Transferable Physical-World Adversarial Patches Against Pedestrian Detection Models
Shihui Yan, Ziqi Zhou, Yufei Song, Yifan Hu, Minghui Li + 1 more
TLDR
TriPatch introduces a novel physical adversarial patch method that systematically disrupts pedestrian detectors with multi-stage attacks and enhanced robustness.
Key contributions
- Proposes TriPatch, a novel adversarial patch combining multi-stage attacks and robustness for pedestrian detection.
- Uses a triplet loss for detection confidence suppression, bounding-box offset, and NMS disruption across stages.
- Incorporates appearance consistency loss and data augmentation for robustness against diverse physical conditions.
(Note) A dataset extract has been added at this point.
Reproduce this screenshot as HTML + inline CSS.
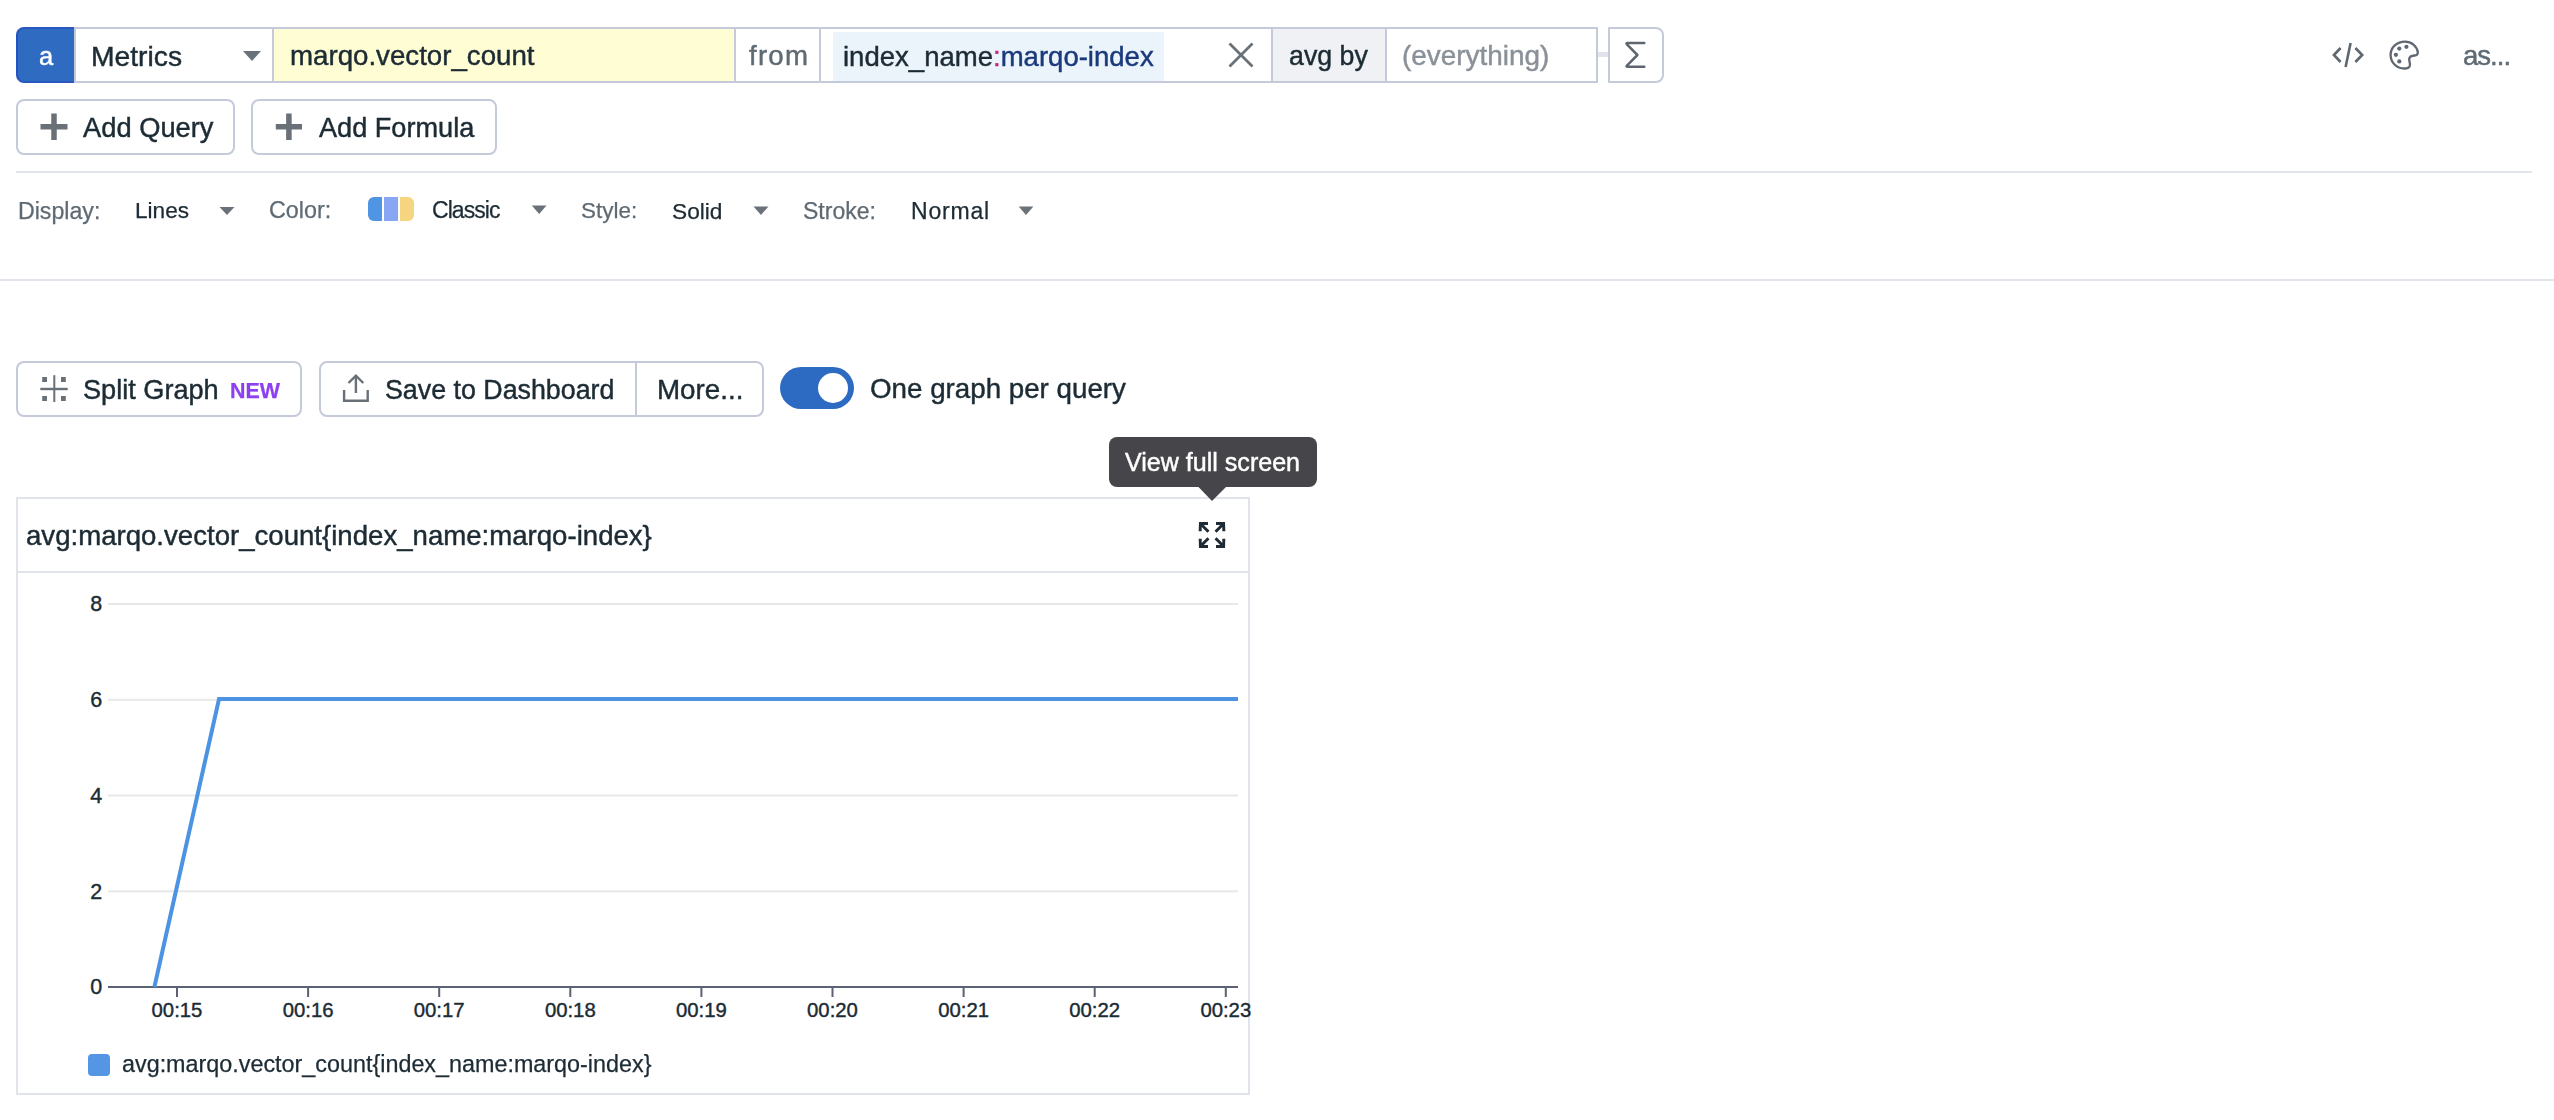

- Achieves higher attack success rates against multiple pedestrian detection models compared to existing methods.
Why it matters
This paper addresses critical safety risks in autonomous driving and surveillance by creating more effective adversarial attacks. By systematically exploiting detection pipeline weaknesses and improving robustness, TriPatch highlights vulnerabilities that need stronger defenses.
Original Abstract
Physical adversarial patch attacks critically threaten pedestrian detection, causing surveillance and autonomous driving systems to miss pedestrians and creating severe safety risks. Despite their effectiveness in controlled settings, existing physical attacks face two major limitations in practice: they lack systematic disruption of the multi-stage decision pipeline, enabling residual modules to offset perturbations, and they fail to model complex physical variations, leading to poor robustness. To overcome these limitations, we propose a novel pedestrian adversarial patch generation method that combines multi-stage collaborative attacks with robustness enhancement under physical diversity, called TriPatch. Specifically, we design a triplet loss consisting of detection confidence suppression, bounding-box offset amplification, and non-maximum suppression (NMS) disruption, which jointly act across different stages of the detection pipeline. In addition, we introduce an appearance consistency loss to constrain the color distribution of the patch, thereby improving its adaptability under diverse imaging conditions, and incorporate data augmentation to further enhance robustness against complex physical perturbations. Extensive experiments demonstrate that TriPatch achieves a higher attack success rate across multiple detector models compared to existing approaches.